Sehr ansprechend ist dabei die Chemie, die er mit dem von Anton Yelchin (Charlie Bartlett) gespielten Milton hat, denn eigentlich ist Evan ja so etwas wie ein Mentor für Milton, doch in den schwachen Augenblicken, wird der junge Agent zum Sohn, der seinen kranken Vater Mut zu redet und ihn unterstützt. Aus dieser Konstellation heraus entsteht für mich eine Dynamik, die emotional ansprechend ist und die Charaktere nicht beliebig gestaltet, sondern mir als Zuschauer ans Herz wachsen lässt. Was sich hier sonst so abspielt, ist leider nur Routine, inklusive der fragwürdigen Inspiration zur Selbstjustiz.

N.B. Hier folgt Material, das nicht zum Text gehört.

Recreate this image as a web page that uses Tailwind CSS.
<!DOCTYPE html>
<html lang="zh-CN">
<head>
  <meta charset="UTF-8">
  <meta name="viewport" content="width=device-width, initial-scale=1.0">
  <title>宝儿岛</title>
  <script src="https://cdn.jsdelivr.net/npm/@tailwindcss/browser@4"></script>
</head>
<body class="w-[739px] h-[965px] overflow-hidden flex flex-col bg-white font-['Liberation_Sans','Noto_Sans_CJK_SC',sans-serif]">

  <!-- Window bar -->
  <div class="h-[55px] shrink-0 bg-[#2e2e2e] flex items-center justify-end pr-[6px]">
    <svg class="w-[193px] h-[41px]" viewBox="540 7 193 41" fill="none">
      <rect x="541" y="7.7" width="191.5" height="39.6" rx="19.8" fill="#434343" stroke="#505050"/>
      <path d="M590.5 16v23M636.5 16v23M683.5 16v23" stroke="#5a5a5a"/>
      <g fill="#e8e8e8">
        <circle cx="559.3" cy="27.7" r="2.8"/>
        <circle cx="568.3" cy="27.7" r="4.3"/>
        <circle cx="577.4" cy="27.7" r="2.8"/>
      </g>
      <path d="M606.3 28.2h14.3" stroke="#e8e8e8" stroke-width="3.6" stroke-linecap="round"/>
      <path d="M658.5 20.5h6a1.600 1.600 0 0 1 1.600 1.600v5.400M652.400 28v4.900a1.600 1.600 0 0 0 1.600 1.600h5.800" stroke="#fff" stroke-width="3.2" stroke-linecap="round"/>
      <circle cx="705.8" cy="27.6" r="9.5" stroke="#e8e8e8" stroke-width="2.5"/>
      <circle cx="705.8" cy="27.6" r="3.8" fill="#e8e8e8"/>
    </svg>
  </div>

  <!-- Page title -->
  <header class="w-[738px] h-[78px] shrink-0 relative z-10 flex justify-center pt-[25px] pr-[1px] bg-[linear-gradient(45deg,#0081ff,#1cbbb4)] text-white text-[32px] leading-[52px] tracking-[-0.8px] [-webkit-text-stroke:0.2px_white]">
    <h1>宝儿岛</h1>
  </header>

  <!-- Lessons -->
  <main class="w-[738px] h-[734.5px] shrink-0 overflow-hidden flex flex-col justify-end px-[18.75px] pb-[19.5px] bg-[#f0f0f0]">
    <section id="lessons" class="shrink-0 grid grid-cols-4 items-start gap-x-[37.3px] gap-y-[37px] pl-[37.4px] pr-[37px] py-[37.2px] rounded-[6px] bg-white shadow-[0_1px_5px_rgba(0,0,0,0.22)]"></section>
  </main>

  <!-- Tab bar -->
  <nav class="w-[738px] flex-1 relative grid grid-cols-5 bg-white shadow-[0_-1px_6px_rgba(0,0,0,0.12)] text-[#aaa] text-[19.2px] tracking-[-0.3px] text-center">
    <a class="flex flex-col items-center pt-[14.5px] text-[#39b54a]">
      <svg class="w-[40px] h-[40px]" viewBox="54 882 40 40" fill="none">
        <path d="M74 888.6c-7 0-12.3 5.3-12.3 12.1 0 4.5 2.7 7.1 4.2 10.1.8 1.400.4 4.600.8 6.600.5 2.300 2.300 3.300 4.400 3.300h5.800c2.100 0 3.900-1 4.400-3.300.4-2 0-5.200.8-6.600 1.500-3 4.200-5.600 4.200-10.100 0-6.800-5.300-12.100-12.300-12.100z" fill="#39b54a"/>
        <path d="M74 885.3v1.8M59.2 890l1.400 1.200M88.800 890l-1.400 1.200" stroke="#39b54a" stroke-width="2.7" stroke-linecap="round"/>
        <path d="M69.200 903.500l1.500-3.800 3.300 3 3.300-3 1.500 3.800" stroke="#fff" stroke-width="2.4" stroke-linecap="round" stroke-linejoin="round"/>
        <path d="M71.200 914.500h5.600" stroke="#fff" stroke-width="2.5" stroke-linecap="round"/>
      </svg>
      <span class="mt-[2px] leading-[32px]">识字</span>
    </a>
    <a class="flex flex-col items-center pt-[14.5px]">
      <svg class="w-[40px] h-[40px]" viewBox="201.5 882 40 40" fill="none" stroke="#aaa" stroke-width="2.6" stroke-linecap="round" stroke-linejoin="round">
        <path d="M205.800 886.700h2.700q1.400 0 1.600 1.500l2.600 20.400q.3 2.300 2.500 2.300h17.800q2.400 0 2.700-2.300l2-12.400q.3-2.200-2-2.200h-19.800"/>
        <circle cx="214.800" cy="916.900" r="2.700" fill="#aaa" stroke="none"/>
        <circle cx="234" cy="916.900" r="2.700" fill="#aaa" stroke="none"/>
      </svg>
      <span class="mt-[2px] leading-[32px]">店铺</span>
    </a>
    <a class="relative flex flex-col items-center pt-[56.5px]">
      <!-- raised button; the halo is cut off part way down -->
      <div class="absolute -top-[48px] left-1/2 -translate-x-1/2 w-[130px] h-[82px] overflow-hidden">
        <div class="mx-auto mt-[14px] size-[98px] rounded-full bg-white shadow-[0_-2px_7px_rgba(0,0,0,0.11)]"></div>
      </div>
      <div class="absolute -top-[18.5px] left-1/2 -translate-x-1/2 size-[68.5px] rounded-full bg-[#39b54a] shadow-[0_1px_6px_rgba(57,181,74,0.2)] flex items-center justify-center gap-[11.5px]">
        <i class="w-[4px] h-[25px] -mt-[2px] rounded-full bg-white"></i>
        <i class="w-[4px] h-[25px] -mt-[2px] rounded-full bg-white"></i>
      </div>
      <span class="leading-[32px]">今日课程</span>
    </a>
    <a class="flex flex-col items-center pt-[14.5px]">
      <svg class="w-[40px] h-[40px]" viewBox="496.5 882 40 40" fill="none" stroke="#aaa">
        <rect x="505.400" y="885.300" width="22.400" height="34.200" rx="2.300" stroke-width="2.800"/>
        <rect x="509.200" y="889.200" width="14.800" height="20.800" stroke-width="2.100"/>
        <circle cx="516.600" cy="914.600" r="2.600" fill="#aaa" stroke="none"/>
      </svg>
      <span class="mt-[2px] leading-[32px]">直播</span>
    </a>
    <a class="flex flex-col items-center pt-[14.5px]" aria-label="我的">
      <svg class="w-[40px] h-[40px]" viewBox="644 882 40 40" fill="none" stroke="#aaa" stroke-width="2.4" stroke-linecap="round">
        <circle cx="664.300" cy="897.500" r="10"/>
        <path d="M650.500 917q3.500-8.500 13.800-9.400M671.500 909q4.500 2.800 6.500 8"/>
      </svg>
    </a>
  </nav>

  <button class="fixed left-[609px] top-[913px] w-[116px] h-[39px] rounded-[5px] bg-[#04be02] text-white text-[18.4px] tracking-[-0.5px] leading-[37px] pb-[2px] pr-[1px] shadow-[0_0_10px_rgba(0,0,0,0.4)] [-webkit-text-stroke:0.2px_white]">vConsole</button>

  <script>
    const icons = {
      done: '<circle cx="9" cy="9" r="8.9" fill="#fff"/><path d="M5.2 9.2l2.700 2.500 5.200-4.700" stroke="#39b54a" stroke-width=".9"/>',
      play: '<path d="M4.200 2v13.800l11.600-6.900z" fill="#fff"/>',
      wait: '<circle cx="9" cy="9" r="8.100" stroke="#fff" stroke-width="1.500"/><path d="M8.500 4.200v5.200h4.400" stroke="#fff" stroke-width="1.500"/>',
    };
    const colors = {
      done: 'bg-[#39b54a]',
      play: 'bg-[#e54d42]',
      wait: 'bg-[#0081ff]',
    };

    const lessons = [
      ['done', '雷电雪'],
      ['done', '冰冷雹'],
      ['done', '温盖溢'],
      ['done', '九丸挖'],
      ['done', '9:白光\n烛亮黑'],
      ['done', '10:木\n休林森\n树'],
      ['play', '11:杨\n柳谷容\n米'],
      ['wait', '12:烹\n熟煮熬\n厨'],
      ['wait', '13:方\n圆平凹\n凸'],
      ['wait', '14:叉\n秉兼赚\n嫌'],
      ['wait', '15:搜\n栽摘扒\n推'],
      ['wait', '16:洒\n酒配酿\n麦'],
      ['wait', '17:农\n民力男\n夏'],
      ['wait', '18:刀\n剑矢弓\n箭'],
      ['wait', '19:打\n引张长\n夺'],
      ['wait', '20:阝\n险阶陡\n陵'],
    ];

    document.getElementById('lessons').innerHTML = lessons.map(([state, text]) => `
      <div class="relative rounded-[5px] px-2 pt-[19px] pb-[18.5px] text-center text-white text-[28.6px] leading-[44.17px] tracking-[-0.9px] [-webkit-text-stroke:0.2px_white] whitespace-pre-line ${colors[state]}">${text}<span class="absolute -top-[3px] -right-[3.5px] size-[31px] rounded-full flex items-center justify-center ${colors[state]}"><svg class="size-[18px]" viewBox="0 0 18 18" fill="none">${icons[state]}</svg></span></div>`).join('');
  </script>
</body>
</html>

Die Suche nach Terroristen hat man einfach schon sehr oft gesehen, sicherlich auch schon schlechter als hier, aber bestimmt auch schon spannender. Der Drama-Anteil überwiegt ja klar, wobei Cage hier seine Stärke zeigt, die wenigen Action-Momente haben jedoch einen unheimlich beliebigen Charakter und wirken auch fast zu brutal. Natürlich, wenn böse Terroristen im Spiel sind, dann muss Gewalt die Sprache der Wahl sein, ein Hals aufschlitzen ganz nebenbei verfehlt seine Wirkung jedenfalls nicht, was immer dies auch ursprünglich auslösen sollte.

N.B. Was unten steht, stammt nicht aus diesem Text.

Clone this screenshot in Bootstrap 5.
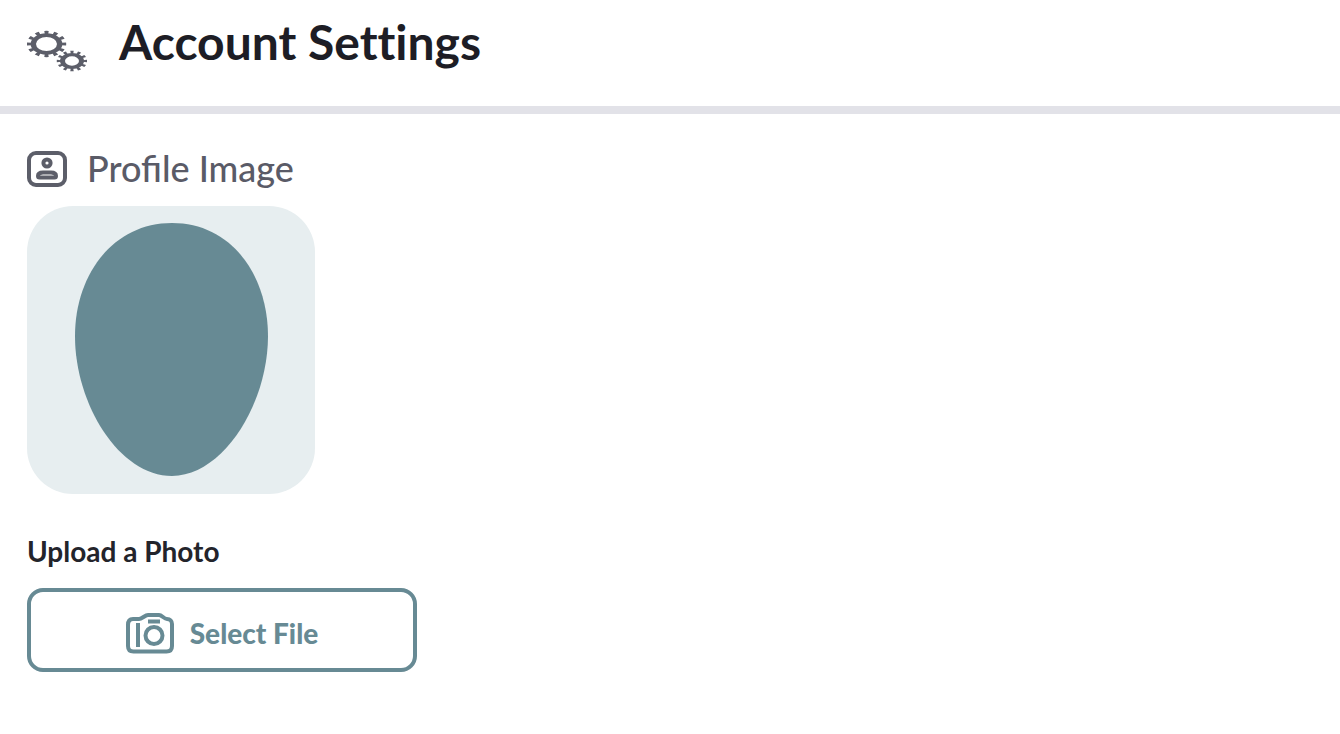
<!DOCTYPE html>
<html lang="en">
<head>
<meta charset="utf-8">
<meta name="viewport" content="width=device-width, initial-scale=1">
<title>Account Settings</title>
<link href="https://cdn.jsdelivr.net/npm/bootstrap@5.3.0/dist/css/bootstrap.min.css" rel="stylesheet">
<style>
  body { font-family: Lato, sans-serif; color: #1f2027; background: #fff; }
  .page-head { padding: 12px 27px 32px; border-bottom: 8px solid #e2e2e8; }
  .page-head svg { margin-top: 16px; }
  .page-title { font-size: 48px; line-height: 60px; font-weight: 700; font-variant-ligatures: none; color: #1d1d25; }
  .section-title { font-size: 36px; line-height: 42px; font-weight: 500; color: #5a5b67; }
  .page-main { padding: 33px 27px; }
  .section-head { gap: 20px; margin-bottom: 17px; }
  .upload-label { font-size: 28px; line-height: 38px; font-weight: 700; color: #23242b; }
  .upload-field { margin-top: 38px; }
  .btn-file {
    --bs-btn-color: #678a94; --bs-btn-border-color: #678a94;
    --bs-btn-hover-color: #fff; --bs-btn-hover-bg: #678a94; --bs-btn-hover-border-color: #678a94;
    width: 390px; height: 84px; margin-top: 18px; padding: 12px 12px 6px;
    border-width: 4px; border-radius: 16px;
    font-size: 28px; line-height: 40px; font-weight: 900; gap: 16px;
  }
</style>
</head>
<body>
<header class="page-head d-flex align-items-start">
  <svg class="flex-shrink-0" width="60" height="46" viewBox="0 0 60 46" fill="none" stroke="#5c5e69" aria-hidden="true">
    <g transform="translate(19.5 16) scale(1 .67)">
      <circle r="13.200" stroke-width="5.400"/>
      <circle r="17.400" stroke-width="4.600" pathLength="24" stroke-dasharray=".9 1.1" stroke-dashoffset=".45"/>
    </g>
    <g transform="translate(45 33) scale(1 .67)">
      <circle r="9.500" stroke-width="5"/>
      <circle r="13" stroke-width="4.500" pathLength="24" stroke-dasharray=".9 1.1" stroke-dashoffset=".45"/>
    </g>
  </svg>
  <h1 class="page-title mb-0 ms-4 ps-2">Account Settings</h1>
</header>
<main class="page-main">
  <section>
    <div class="section-head d-flex align-items-start">
      <svg class="flex-shrink-0 mt-1" width="40" height="36" viewBox="0 0 40 36" fill="none" stroke="#5c5e69" aria-hidden="true">
        <rect x="2" y="2" width="36" height="32" rx="7" stroke-width="4"/>
        <ellipse cx="20" cy="12" rx="3.600" ry="3.600" stroke-width="4"/>
        <path d="M11 25c0-3 2.500-3.500 5-3.500h8c2.500 0 5 .5 5 3.500 0 1-.5 1.500-1.500 1.500h-15c-1 0-1.500-.5-1.500-1.500z" stroke-width="4"/>
      </svg>
      <h2 class="section-title mb-0">Profile Image</h2>
    </div>
    <svg class="d-block" width="288" height="288" viewBox="0 0 288 288" role="img" aria-label="Profile image">
      <rect width="288" height="288" rx="46" fill="#e7eef0"/>
      <path d="M145 17C205 17 241 70 241 130C241 198 196 270 145 270C92 270 48 198 48 130C48 70 85 17 145 17Z" fill="#678a94"/>
    </svg>
    <div class="upload-field d-flex flex-column align-items-start">
      <label class="upload-label" for="select-file">Upload a Photo</label>
      <button type="button" id="select-file" class="btn btn-file mw-100 d-flex align-items-center justify-content-center">
        <svg width="48" height="41" viewBox="0 0 48 41" fill="none" stroke="currentColor" stroke-width="4" aria-hidden="true">
          <path d="M7 6h6c3 0 6-4 9-4h11c3 0 5 4 8 4 3 0 5 2 5 5v22c0 4-2 5.500-5.500 5.500h-33C4 38.500 2 37 2 33V12c0-4 1.500-6 5-6z"/>
          <path d="M12 10v24M22 8.500h12"/>
          <circle cx="28" cy="22.500" r="8.500"/>
        </svg>
        <span>Select File</span>
      </button>
    </div>
  </section>
</main>
<script src="https://cdn.jsdelivr.net/npm/bootstrap@5.3.0/dist/js/bootstrap.bundle.min.js"></script>
</body>
</html>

Für mich ein Film, der nur darum funktioniert, weil man die Story der Hauptfigur gerne zu Ende erzählt bekommen will, was wiederum – neben dem Drehbuch – sehr stark Nicolas Cage zu verdanken ist. Ob die finale Version von Regisseur Schrader nun wirklich so sehr anders ausgesehen hätte bleibt die Frage, obwohl ein Hiefen aus dem Einheitsbrei der DVD-Thriller Premieren, bei diesem Material wohl sowieso nicht möglich gewesen wäre. Freue mich daher schon auf den nächsten Cage, bei ihm weiß man nämlich nie, welche seiner drei Herangehensweisen an die Arbeit, er für seinen nächsten Film gewählt hat.

„Dying of the Light“ bekommt von mir 6/10 mit letzter Kraft den eigenen Kampf zu einem bitteren Ende bringende Empfehlungspunkte.